* [Objective] Lift every line from the entries that includes the word "styles".

Dataset excerpt
>>>

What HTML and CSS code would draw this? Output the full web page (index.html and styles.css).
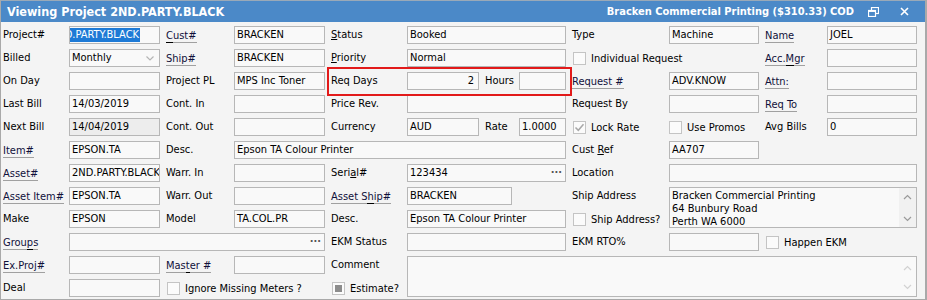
FILE: index.html
```html
<!DOCTYPE html>
<html>
<head>
<meta charset="utf-8">
<link rel="stylesheet" href="styles.css">
</head>
<body>
<div class="win">
  <div class="titlebar">
    <span class="title">Viewing Project 2ND.PARTY.BLACK</span>
    <span class="spacer"></span>
    <span class="title2">Bracken Commercial Printing ($310.33) COD</span>
    <span class="tbtn restore"><svg width="11" height="10" viewBox="0 0 11 10"><rect x="3.5" y="0.5" width="7" height="6" fill="none" stroke="#fff" stroke-width="1.2"/><rect x="0.5" y="3.5" width="7" height="6" fill="#4b89c8" stroke="#fff" stroke-width="1.2"/><line x1="0.5" y1="4.2" x2="7.5" y2="4.2" stroke="#fff" stroke-width="1.5"/></svg></span>
    <span class="tbtn close"><svg width="9" height="9" viewBox="0 0 9 9"><path d="M1 1L8 8M8 1L1 8" stroke="#fff" stroke-width="1.6"/></svg></span>
  </div>
  <div class="form">
    <!-- row 1 -->
    <div class="lb c1">Project#</div>
    <div class="f"><span class="sel">2ND.PARTY.BLACK</span></div>
    <div class="lb"><span class="lnk"><u class="ak">C</u>ust#</span></div>
    <div class="f">BRACKEN</div>
    <div class="lb"><u class="ak">S</u>tatus</div>
    <div class="f">Booked</div>
    <div class="lb">Type</div>
    <div class="f">Machine</div>
    <div class="lb"><span class="lnk">Name</span></div>
    <div class="f">JOEL</div>
    <!-- row 2 -->
    <div class="lb c1">Billed</div>
    <div class="f dd">Monthly<svg class="chev" width="8" height="5" viewBox="0 0 8 5"><path d="M0.5 0.5L4 4L7.5 0.5" fill="none" stroke="#b5b5b5" stroke-width="1.2"/></svg></div>
    <div class="lb"><span class="lnk">Ship#</span></div>
    <div class="f">BRACKEN</div>
    <div class="lb"><u class="ak">P</u>riority</div>
    <div class="f">Normal</div>
    <div class="chk s2"><span class="box"></span>Individual Request</div>
    <div class="lb"><span class="lnk">Acc.<u class="ak">M</u>gr</span></div>
    <div class="f"></div>
    <!-- row 3 -->
    <div class="lb c1">On Day</div>
    <div class="f"></div>
    <div class="lb">Project PL</div>
    <div class="f">MPS Inc Toner</div>
    <div class="lb">Req Days</div>
    <div class="combo">
      <div class="f w72 num">2</div>
      <div class="sub">Hours</div>
      <div class="f grow"></div>
    </div>
    <div class="lb"><span class="lnk">Request #</span></div>
    <div class="f">ADV.KNOW</div>
    <div class="lb"><span class="lnk">Attn:</span></div>
    <div class="f"></div>
    <!-- row 4 -->
    <div class="lb c1">Last Bill</div>
    <div class="f">14/03/2019</div>
    <div class="lb">Cont. In</div>
    <div class="f"></div>
    <div class="lb">Price Rev.</div>
    <div class="f"></div>
    <div class="lb">Request By</div>
    <div class="f"></div>
    <div class="lb"><span class="lnk">Req To</span></div>
    <div class="f"></div>
    <!-- row 5 -->
    <div class="lb c1">Next Bill</div>
    <div class="f ro">14/04/2019</div>
    <div class="lb">Cont. Out</div>
    <div class="f"></div>
    <div class="lb">Currency</div>
    <div class="combo">
      <div class="f w72">AUD</div>
      <div class="sub">Rate</div>
      <div class="f grow">1.0000</div>
    </div>
    <div class="chk"><span class="box"><svg width="11" height="11" viewBox="0 0 11 11"><path d="M1.5 5.5L4.3 8.3L9.5 2.3" fill="none" stroke="#a8a8a8" stroke-width="1.5"/></svg></span>Lock Rate</div>
    <div class="chk p0"><span class="box"></span>Use Promos</div>
    <div class="lb">Avg Bills</div>
    <div class="f">0</div>
    <!-- row 6 -->
    <div class="lb c1"><span class="lnk">Item#</span></div>
    <div class="f">EPSON.TA</div>
    <div class="lb">Desc.</div>
    <div class="f s3">Epson TA Colour Printer</div>
    <div class="lb">Cust <u class="ak">R</u>ef</div>
    <div class="f">AA707</div>
    <!-- row 7 -->
    <div class="lb c1"><span class="lnk">Asset#</span></div>
    <div class="f">2ND.PARTY.BLACK</div>
    <div class="lb">Warr. In</div>
    <div class="f"></div>
    <div class="lb">Seri<u class="ak">a</u>l#</div>
    <div class="f ell">123434<span class="dots">&middot;&middot;&middot;</span></div>
    <div class="lb">Location</div>
    <div class="f s3"></div>
    <!-- row 8 -->
    <div class="lb c1"><span class="lnk">Asset Item#</span></div>
    <div class="f">EPSON.TA</div>
    <div class="lb">Warr. Out</div>
    <div class="f"></div>
    <div class="lb"><span class="lnk">Asset S<u class="ak">h</u>ip#</span></div>
    <div class="short"><div class="f">BRACKEN</div></div>
    <div class="lb">Ship Address</div>
    <div class="f ta s3 r2">
      <div class="tatext">Bracken Commercial Printing<br>64 Bunbury Road<br>Perth WA 6000</div>
      <div class="sb">
        <svg width="9" height="6" viewBox="0 0 9 6"><path d="M1 5L4.5 1.5L8 5" fill="none" stroke="#9a9a9a" stroke-width="1.2"/></svg>
        <svg width="9" height="6" viewBox="0 0 9 6"><path d="M1 1L4.5 4.5L8 1" fill="none" stroke="#9a9a9a" stroke-width="1.2"/></svg>
      </div>
    </div>
    <!-- row 9 -->
    <div class="lb c1">Make</div>
    <div class="f">EPSON</div>
    <div class="lb">Model</div>
    <div class="f">TA.COL.PR</div>
    <div class="lb">Desc.</div>
    <div class="f">Epson TA Colour Printer</div>
    <div class="chk"><span class="box"></span>Ship Address?</div>
    <!-- row 10 -->
    <div class="lb c1"><span class="lnk">Grou<u class="ak">p</u>s</span></div>
    <div class="f s3 ell"><span class="dots">&middot;&middot;&middot;</span></div>
    <div class="lb">EKM Status</div>
    <div class="f"></div>
    <div class="lb">EKM RTO%</div>
    <div class="f"></div>
    <div class="chk s2"><span class="box"></span>Happen EKM</div>
    <!-- row 11 -->
    <div class="lb c1"><span class="lnk">Ex.Proj#</span></div>
    <div class="f"></div>
    <div class="lb"><span class="lnk">Mas<u class="ak">t</u>er #</span></div>
    <div class="f"></div>
    <div class="lb">Comment</div>
    <div class="f ta s5 r2">
      <div class="tatext"></div>
      <div class="sb dis">
        <svg width="9" height="6" viewBox="0 0 9 6"><path d="M1 5L4.5 1.5L8 5" fill="none" stroke="#d2d2d2" stroke-width="1.2"/></svg>
        <svg width="9" height="6" viewBox="0 0 9 6"><path d="M1 1L4.5 4.5L8 1" fill="none" stroke="#d2d2d2" stroke-width="1.2"/></svg>
      </div>
    </div>
    <!-- row 12 -->
    <div class="lb c1">Deal</div>
    <div class="f"></div>
    <div class="chk s2"><span class="box"></span>Ignore Missing Meters ?</div>
    <div class="chk"><span class="box ind"></span>Estimate?</div>
  </div>
  <div class="redbox"></div>
</div>
</body>
</html>
```
FILE: styles.css
```css
* { box-sizing: border-box; }
html, body { margin: 0; padding: 0; background: #ffffff; }
body {
  font-family: "DejaVu Sans Condensed", "DejaVu Sans", sans-serif;
  font-stretch: condensed;
  font-size: 11px;
  color: #000;
}
.win {
  position: relative;
  width: 927px;
  height: 300px;
  background: #f4f4f4;
  border-left: 1px solid #a9a9a9;
  border-right: 2px solid #a9a9a9;
  border-bottom: 1px solid #a9a9a9;
  overflow: hidden;
}
.titlebar {
  height: 22px;
  border-top: 1px solid #9aa9b8;
  background: #4b89c8;
  color: #fff;
  font-weight: bold;
  display: flex;
  align-items: center;
  padding-left: 6px;
  padding-right: 16px;
}
.title { font-size: 12.5px; }
.title2 { font-size: 11px; }
.spacer { flex: 1; }
.tbtn { display: flex; align-items: center; }
.restore { margin-left: 14px; }
.close { margin-left: 21px; }
.form {
  display: grid;
  grid-template-columns: 66px 91px 74px 91px 82px 159px 103px 90px 68px 90px;
  grid-auto-rows: 18px;
  row-gap: 5px;
  padding: 4px 0 0 2px;
}
.lb {
  padding-left: 6px;
  line-height: 18px;
  white-space: nowrap;
}
.c1 { grid-column-start: 1; padding-left: 0; }
.lnk {
  display: inline-block;
  line-height: 13px;
  margin-top: 3px;
  border-bottom: 1px solid #a0a0a0;
  color: #10103a;
}
u.ak { text-decoration: underline; text-decoration-color: #000; text-underline-offset: 1px; }
.lnk u.ak { text-decoration: none; border-bottom: 1px solid #000; margin-bottom: -1px; display: inline-block; line-height: 13px; }
.f {
  border: 1px solid #b7b7b7;
  background: #f9f9f9;
  height: 18px;
  line-height: 16px;
  padding: 0 2px 0 2px;
  white-space: nowrap;
  overflow: hidden;
  position: relative;
}
.ro { background: #ededed; }
.sel {
  display: inline-block;
  margin-left: -21px;
  background: #1e7ad6;
  color: #fff;
  line-height: 14px;
  padding-right: 1px;
}
.dd { display: flex; align-items: center; justify-content: space-between; padding-right: 5px; }
.chev { margin-top: 1px; }
.combo { display: flex; align-items: stretch; }
.w72 { width: 72px; }
.num { text-align: right; padding-right: 4px; }
.sub { width: 40px; padding-left: 6px; line-height: 18px; }
.grow { flex: 1; }
.short { display: flex; }
.short .f { width: 105px; }
.s2 { grid-column: span 2; }
.s3 { grid-column: span 3; }
.s5 { grid-column: span 5; }
.r2 { grid-row: span 2; height: auto; }
.ell { display: flex; justify-content: space-between; }
.dots { color: #555; letter-spacing: 0px; font-weight: bold; margin-right: 1px; }
.s3.ell { justify-content: flex-end; }
.chk {
  display: flex;
  align-items: center;
  gap: 5px;
  padding-left: 7px;
  white-space: nowrap;
}
.chk.p0 { padding-left: 0; }
.box {
  width: 13px;
  height: 13px;
  border: 1px solid #c4c4c4;
  background: #fbfbfb;
  display: flex;
  align-items: center;
  justify-content: center;
  flex: none;
}
.box.ind::after {
  content: "";
  width: 7px;
  height: 7px;
  background: #8c8c8c;
}
.ta { display: flex; padding: 0; }
.tatext { flex: 1; padding: 1px 2px; line-height: 13px; }
.sb {
  width: 17px;
  background: #f1f1f1;
  display: flex;
  flex-direction: column;
  justify-content: space-between;
  align-items: center;
  padding: 6px 0 5px;
}
.sb.dis { background: #f9f9f9; padding: 8px 0 6px; }
.redbox {
  position: absolute;
  left: 326px;
  top: 67px;
  width: 245px;
  height: 29px;
  border: 2px solid #e21a1a;
}
```
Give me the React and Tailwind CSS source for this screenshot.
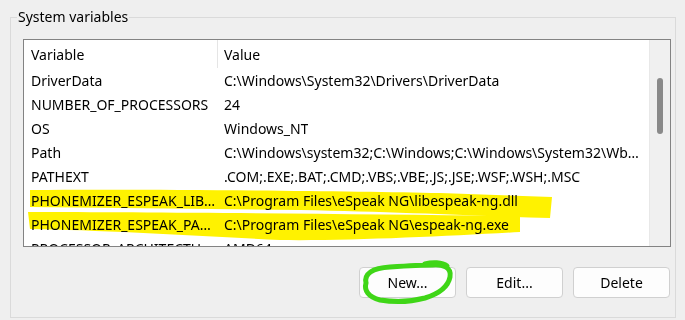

<<<

* [Answer in full]
What HTML and CSS code would draw this? Output the full web page (index.html and styles.css).
<link rel="stylesheet" href="styles.css">
FILE: styles.css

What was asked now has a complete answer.